As far as the do’s and don’ts with contractors go:
DO let them know you’re out there, even if you don’t know anyone who works for them who can recommend you. (But if you can get a recommendation from someone whose opinion they respect, that’s the best way to get on someone’s list.)
DO offer to play for someone who’s never met you or heard you before. It’s rare that a contractor will go for this or even expect it — a good recommendation is all most people need — but putting in the extra effort pays off sometimes. I’ve gotten some good referrals that way. Also, chamber music is a good way to meet people — it’s fun, a good way to demonstrate your abilities, and it’s a refreshing change for people who play orchestra jobs, Broadway shows or commercial gigs all the time.
DO get to know both contractors and players on a personal level, but don’t overdo it. The amount of “schmoozing” you do is up to you, of course — it all depends on how comfortable you are with people and with yourself. But be careful — when you lay it on too thick it’s pretty obvious.
DO send contractors your resume and follow it up with a phone call if you’re brand new in town, but don’t overdo it with this approach either. There’s a fine line between an earnest attempt at drumming up work for yourself and becoming a nuisance. Once a contractor or player has either heard you play or heard of you from a respected colleague, you have to assume that he or she will call you if they need you.

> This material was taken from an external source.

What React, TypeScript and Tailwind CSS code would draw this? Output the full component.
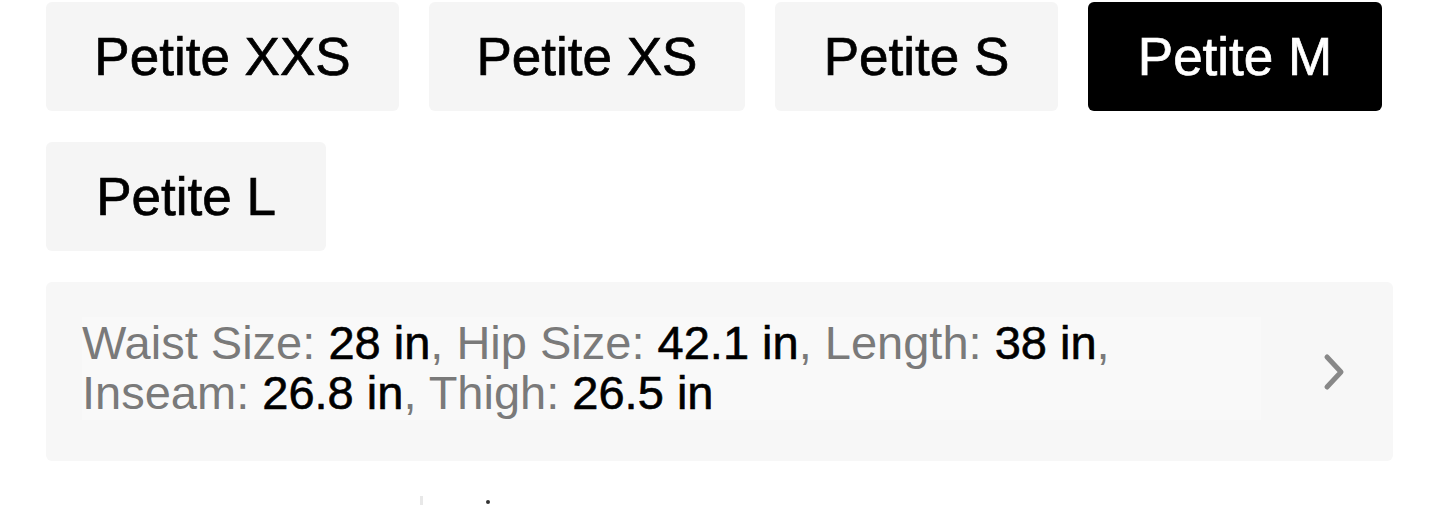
import React from "react";

const sizes = [
  { label: "Petite XXS", w: "w-[353px]", active: false },
  { label: "Petite XS", w: "w-[316px]", active: false },
  { label: "Petite S", w: "w-[283px]", active: false },
  { label: "Petite M", w: "w-[294px]", active: true },
  { label: "Petite L", w: "w-[280px]", active: false },
];

export default function App() {
  return (
    <div
      className="w-[1440px] h-[505px] overflow-hidden bg-white pl-[46px] pr-[47px] pt-[2px]"
      style={{ fontFamily: '"Liberation Sans", Arial, sans-serif' }}
    >
      <div className="flex flex-wrap gap-x-[30px] gap-y-[31px] w-[1347px]">
        {sizes.map((s) => (
          <button
            key={s.label}
            className={
              s.active
                ? `${s.w} h-[109px] rounded-[6px] bg-black text-white text-[53px] leading-none flex items-center justify-center [-webkit-text-stroke:0.7px_white]`
                : `${s.w} h-[109px] rounded-[6px] bg-[#f5f5f5] text-black text-[53px] leading-none flex items-center justify-center [-webkit-text-stroke:0.7px_black]`
            }
          >
            {s.label}
          </button>
        ))}
      </div>

      <div className="mt-[31px] w-[1347px] h-[179px] rounded-[6px] bg-[#f7f7f7] flex items-start pt-[35px] pl-[36px]">
        <div className="w-[1179px] h-[103px] bg-[#f9f9f9] text-[47px] leading-[50px] pt-[1px] text-[#7a7a7a]">
          <div className="whitespace-nowrap">
            Waist Size: <span className="text-black [-webkit-text-stroke:0.6px_black]">28 in</span>, Hip Size:{" "}
            <span className="text-black [-webkit-text-stroke:0.6px_black]">42.1 in</span>, Length:{" "}
            <span className="text-black [-webkit-text-stroke:0.6px_black]">38 in</span>,
          </div>
          <div className="whitespace-nowrap">
            Inseam: <span className="text-black [-webkit-text-stroke:0.6px_black]">26.8 in</span>, Thigh:{" "}
            <span className="text-black [-webkit-text-stroke:0.6px_black]">26.5 in</span>
          </div>
        </div>
        <div className="ml-[60px] mt-[36px]">
          <svg width="26" height="38" viewBox="0 0 26 38" fill="none">
            <path
              d="M6 4 L20 19 L6 34"
              stroke="#888888"
              strokeWidth="5"
              strokeLinecap="round"
              strokeLinejoin="round"
            />
          </svg>
        </div>
      </div>

      <div className="mt-[35px] flex items-start">
        <div className="ml-[374px] w-[3px] h-[12px] bg-[#e8e8e8]" />
        <div className="ml-[63px] mt-[4px] w-[4px] h-[4px] rounded-full bg-[#333]" />
      </div>
    </div>
  );
}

DO call people from time to time to remind them that you are around and could use the work, especially if you’ve worked for them in the past. Sometimes all it takes is mentioning how much you enjoy playing with someone or how important it is to you to work for them to have them start calling you again. You never know — maybe someone isn’t calling you because you’ve turned them down too many times, or you’ve moved and neglected to keep them updated with your current information. Or maybe they’d really rather hire someone else — you have to assess each situation on an individual basis.
The DON’Ts are fairly obvious, but bear mentioning:
DON’T be late.
DON’T forget your music if you’ve gotten it ahead of time.
DON’T criticize your colleagues.
DON’T play excerpts from the first part or even warm up in the high range if you were hired to play second — people can be really touchy about this.
If you can possibly avoid it, DON’T bail on gigs at the last minute — contractors hate this, and players who have recommended you for the gig you’ve bailed on don’t much like it either. There’s a finite amount of really good work in town and a huge number of qualified players who want it, so once you finally get offered a really good gig by one of the major contractors or one of the top players in town, do whatever you have to do to make room for it in your schedule and hold onto it!
Yes, I’m guilty of all of the above offenses and have paid the price, but I’m working on it.